Беринг мчался. Только когда одышка заставила его мало-помалу замедлить бег и остановиться, он понял, что бежал не в ту сторону. Он хотел выбраться из лазарета. В Бранд. На волю. Но из потоков дождя перед ним возникли не ворота, а метровой высоты указатель, где стояла всего одна цифра — 4. Четвертый блок. Будущее Моора. Ошалев от счастья, он ошибся направлением. Выскочил из барака для слепых и побежал по той дороге, по которой шел вчера с отцом и которая предстояла всем моорским; камнеломы, солевары, углежоги и свекловоды приозерья — все они, думая, что дорога ведет их на волю, к богатствам равнины, попадут в четвертый блок Большого лазарета.

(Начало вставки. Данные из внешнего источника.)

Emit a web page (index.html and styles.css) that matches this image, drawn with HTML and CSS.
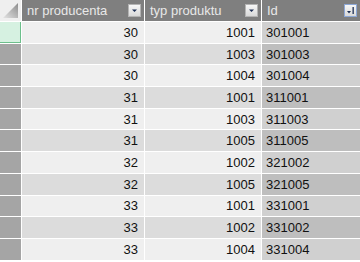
FILE: index.html
```html
<!DOCTYPE html>
<html>
<head>
<meta charset="utf-8">
<link rel="stylesheet" href="styles.css">
</head>
<body>
<div class="grid">
  <div class="corner"><svg width="21" height="21" viewBox="0 0 21 21"><defs><linearGradient id="cg" x1="0" y1="1" x2="1" y2="0"><stop offset="0" stop-color="#e4e4e4"/><stop offset="1" stop-color="#8c8c8c"/></linearGradient></defs><polygon points="3,18 18,3 18,18" fill="url(#cg)"/></svg></div>
  <div class="hd"><span>nr producenta</span><span class="btn"><svg width="13" height="13" viewBox="0 0 13 13"><polygon points="4,5.5 9,5.5 6.5,8" fill="#1d2f55"/></svg></span></div>
  <div class="hd"><span>typ produktu</span><span class="btn"><svg width="13" height="13" viewBox="0 0 13 13"><polygon points="4,5.5 9,5.5 6.5,8" fill="#1d2f55"/></svg></span></div>
  <div class="hd"><span>Id</span><span class="btn sort"><svg width="13" height="13" viewBox="0 0 13 13"><polygon points="3,7 7,7 5,9.5" fill="#1d2f55"/><rect x="8.5" y="3" width="1.3" height="7" fill="#1d2f55"/></svg></span></div>

  <div class="rh sel"></div><div class="c n">30</div><div class="c n">1001</div><div class="c id">301001</div>
  <div class="rh"></div><div class="c n alt">30</div><div class="c n alt">1003</div><div class="c id alt">301003</div>
  <div class="rh"></div><div class="c n">30</div><div class="c n">1004</div><div class="c id">301004</div>
  <div class="rh"></div><div class="c n alt">31</div><div class="c n alt">1001</div><div class="c id alt">311001</div>
  <div class="rh"></div><div class="c n">31</div><div class="c n">1003</div><div class="c id">311003</div>
  <div class="rh"></div><div class="c n alt">31</div><div class="c n alt">1005</div><div class="c id alt">311005</div>
  <div class="rh"></div><div class="c n">32</div><div class="c n">1002</div><div class="c id">321002</div>
  <div class="rh"></div><div class="c n alt">32</div><div class="c n alt">1005</div><div class="c id alt">321005</div>
  <div class="rh"></div><div class="c n">33</div><div class="c n">1001</div><div class="c id">331001</div>
  <div class="rh"></div><div class="c n alt">33</div><div class="c n alt">1002</div><div class="c id alt">331002</div>
  <div class="rh"></div><div class="c n">33</div><div class="c n">1004</div><div class="c id">331004</div>
</div>
</body>
</html>
```
FILE: styles.css
```css
html, body {
  margin: 0;
  padding: 0;
  background: #ffffff;
  overflow: hidden;
}
.grid {
  display: grid;
  grid-template-columns: 21px 122px 116px 98px;
  grid-template-rows: 21px;
  grid-auto-rows: 20.7px;
  gap: 1px;
  width: 360px;
  font-family: "Liberation Sans", Arial, sans-serif;
}
.corner {
  background: #efefef;
  display: flex;
}
.hd {
  background: #7f7f7f;
  color: #e8e8e8;
  font-size: 13px;
  display: flex;
  align-items: center;
  justify-content: space-between;
  padding: 0 3px 0 5px;
}
.btn {
  width: 13px;
  height: 13px;
  box-sizing: border-box;
  border: 1px solid #b4b4b4;
  background: linear-gradient(#f7f7f7, #d9d9d9);
  display: flex;
  align-items: center;
  justify-content: center;
}
.btn svg {
  flex: none;
  margin: -1px;
}
.sort {
  border-color: #8ea8d6;
}
.rh {
  background: #a5a5a5;
}
.rh.sel {
  background: #d6f1e1;
  box-shadow: inset -1px -1px 0 #6cbf8b;
}
.c {
  font-size: 13px;
  color: #111111;
  display: flex;
  align-items: center;
  background: #efefef;
}
.c.alt {
  background: #dcdcdc;
}
.n {
  justify-content: flex-end;
  padding-right: 6px;
}
.id {
  background: #d0d0d0;
  padding-left: 4px;
}
.id.alt {
  background: #bebebe;
}
```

А эта вот черная, зловещая глыба под дождем — не иначе как барак, где в начале длинного ряда железных коек лежит под армейскими одеялами его отец? Накануне вечером в темноте этой палаты было прохладно, прохладнее, чем снаружи, под ночным небом, и темнота пахла мастикой, инсектицидом и дезинфекцией. Нет, неохота ему опять идти в эту палату. И сейчас, и вообще. Вояка находится под опекой Армии. А Беринг — на пути к свободе. Все еще тяжело дыша, он уже хотел повернуть и опять вдруг невольно рассмеялся: вслепую — и не в ту сторону.
Медленно поворачивая обратно, он краем глаза словно бы заметил движение в одном из окон барака, тень за пеленой дождя. За испещренным путаными струйками стеклом стоял старик. Вояка. Отец. Закутавшись в одеяла, стоял у окна. И поднял руку. Помахал. В руке у него был платок или какой-то светлый лоскут, и он размахивал им, медленно выписывал широкие дуги, словно стоял у корабельных поручней и махал удаляющейся, тонущей земле.
Но нет. Никто там не стоял. Просто на сквозняке парусила штора, рваное жалюзи. Беринг смахнул с ресниц капли дождя. Окно было темным и пустым. Он отвернулся. И опять побежал. Но больше не подпрыгивал и не тянулся к незримым веткам и плодам — только мчался, бежал прочь.